Speaking as an American, Americana is more classic American clothing, the stuff I used to wear like jeans and white tee's and Dickies, etc... Ivy is pretty geographically in time period specific.
Americana is a very broad definition. From Webster's dictionary: materials concerning or characteristic of America, its civilization, or its culture; broadly : things typical of America
But I guess when I hear it in reference to clothing alone it does conjure images of jeans, work wear, loop collars, mackinaws, shirt jacs, work boots, hunting wear, etc. Going by the above definition, you could argue Ivy is in fact a subset of Americana. I'd guess not many people into Americana as a style believe the button down collar is significant.

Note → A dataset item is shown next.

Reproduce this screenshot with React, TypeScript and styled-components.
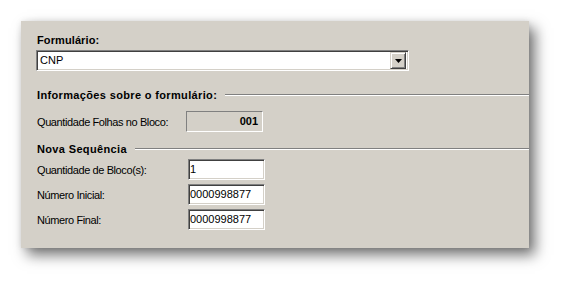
import React from "react";
import styled, { createGlobalStyle } from "styled-components";

const GlobalStyle = createGlobalStyle`
  html, body {
    margin: 0;
    padding: 0;
    background: #ffffff;
  }
  body {
    font-family: "Liberation Sans", Arial, sans-serif;
    font-size: 11px;
    color: #000;
  }
`;

const Page = styled.div`
  width: 571px;
  height: 290px;
  padding: 21px 0 0 21px;
  box-sizing: border-box;
`;

const Panel = styled.div`
  width: 508px;
  height: 227px;
  box-sizing: border-box;
  background: #d4d0c8;
  padding: 13px 0 0 15px;
  box-shadow: 0 0 6px rgba(0, 0, 0, 0.08), 6px 7px 13px rgba(0, 0, 0, 0.55);
  display: flex;
  flex-direction: column;
`;

const FieldLabel = styled.div`
  font-weight: bold;
  letter-spacing: 0.1px;
  line-height: 13px;
  padding-left: 1px;
  margin-bottom: 3px;
`;

const Combo = styled.div`
  width: 373px;
  height: 21px;
  box-sizing: border-box;
  background: #fff;
  border-top: 1px solid #808080;
  border-left: 1px solid #808080;
  border-right: 1px solid #fff;
  border-bottom: 1px solid #fff;
  box-shadow: inset 1px 1px 0 #404040, inset -1px -1px 0 #d4d0c8;
  display: flex;
  align-items: center;
  padding: 2px 2px 2px 3px;
`;

const ComboText = styled.span`
  flex: 1;
  line-height: 13px;
`;

const DropButton = styled.div`
  width: 16px;
  height: 17px;
  box-sizing: border-box;
  background: #d4d0c8;
  border-top: 1px solid #d4d0c8;
  border-left: 1px solid #d4d0c8;
  border-right: 1px solid #404040;
  border-bottom: 1px solid #404040;
  box-shadow: inset 1px 1px 0 #fff, inset -1px -1px 0 #808080;
  display: flex;
  align-items: center;
  justify-content: center;
`;

const Heading = styled.div<{ $top: number }>`
  display: flex;
  align-items: center;
  height: 13px;
  margin-top: ${(p) => p.$top}px;
`;

const HeadingText = styled.span`
  font-weight: bold;
  letter-spacing: 0.35px;
  padding-left: 1px;
  white-space: nowrap;
`;

const Etched = styled.div`
  flex: 1;
  margin-left: 8px;
  height: 0;
  border-top: 1px solid #808080;
  border-bottom: 1px solid #fff;
`;

const Row = styled.div<{ $top: number }>`
  display: flex;
  align-items: center;
  margin-top: ${(p) => p.$top}px;
`;

const RowLabel = styled.span<{ $width: number }>`
  width: ${(p) => p.$width}px;
  padding-left: 1px;
  box-sizing: border-box;
  letter-spacing: -0.4px;
  white-space: nowrap;
`;

const ReadOnlyBox = styled.div`
  width: 77px;
  height: 21px;
  box-sizing: border-box;
  border-top: 1px solid #808080;
  border-left: 1px solid #808080;
  border-right: 1px solid #fff;
  border-bottom: 1px solid #fff;
  background: #d4d0c8;
  font-weight: bold;
  text-align: right;
  padding-right: 4px;
  line-height: 19px;
`;

const TextBox = styled.div`
  width: 77px;
  height: 21px;
  box-sizing: border-box;
  background: #fff;
  border-top: 1px solid #808080;
  border-left: 1px solid #808080;
  border-right: 1px solid #fff;
  border-bottom: 1px solid #fff;
  box-shadow: inset 1px 1px 0 #404040, inset -1px -1px 0 #d4d0c8;
  padding: 0 1px;
  line-height: 19px;
`;

const sequence = [
  { label: "Quantidade de Bloco(s):", value: "1" },
  { label: "Número Inicial:", value: "0000998877" },
  { label: "Número Final:", value: "0000998877" },
];

export default function App() {
  return (
    <>
      <GlobalStyle />
      <Page>
        <Panel>
          <FieldLabel>Formulário:</FieldLabel>
          <Combo>
            <ComboText>CNP</ComboText>
            <DropButton>
              <svg width="7" height="4" viewBox="0 0 7 4">
                <path d="M0 0h7L3.5 4z" fill="#000" />
              </svg>
            </DropButton>
          </Combo>

          <Heading $top={17}>
            <HeadingText>Informações sobre o formulário:</HeadingText>
            <Etched />
          </Heading>
          <Row $top={10}>
            <RowLabel $width={150}>Quantidade Folhas no Bloco:</RowLabel>
            <ReadOnlyBox>001</ReadOnlyBox>
          </Row>

          <Heading $top={10}>
            <HeadingText>Nova Sequência</HeadingText>
            <Etched />
          </Heading>
          {sequence.map((s) => (
            <Row key={s.label} $top={4}>
              <RowLabel $width={152}>{s.label}</RowLabel>
              <TextBox>{s.value}</TextBox>
            </Row>
          ))}
        </Panel>
      </Page>
    </>
  );
}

Last edited by Worried Man (2014-09-02 07:53:32)
I'd posit the penny loafer as a good example of an item that would fit into both categories.
^ Poetry.
I mentioned this to Armchaired before, but until browsing clothing blogs and forums, I never applied the term Americana to a style of clothes, aside from maybe varsity sweaters and leather sleeved varsity jackets. To me, Americana just brought to mind John Deere tractors, Burma Shave signs, Louisville Slugger baseball bats, and rocking chairs - stuff like that.
And yes, well said, Stan. You do have way of getting the point across.
Although Formby is right I think the point AC is trying to make is missed Americana and Ivy under their modern guises are two different schools of style.
I'd say they cross like Ivy and Prep do, but a keen eye for the details would make things clear in what camp someone resides.
Ivy to me is the smart campus or business style relating to the soft shoulder.
I could wear some rhinestone tailored jacket and be Americana, clearly not Ivy. Bit then I could wear a bd and a pendleton and then there is a foot in both camps.
It's a fluid transition between the two because the original garments coexisted alond side eachother. But I suppose we have to expected the revisionist thing that goes on.
My current love is the 50s and 60s Americana that stretches to the Japanese Suntribe look and GI influence.
Ivy to me however is the non gimmicky classic style I use as a basis to add less future proofed Americana items to.
Yeah, plenty of guys mix and match the styles today, just as you would have likely seen a fair share of genre blending in many a man's wardrobe back in the heyday of the styles.
What exactly is Japanese Suntribe? Is that like putting a bunch of postwar American GIs and Japanese soldiers on a big ship together and having them trade clothes around?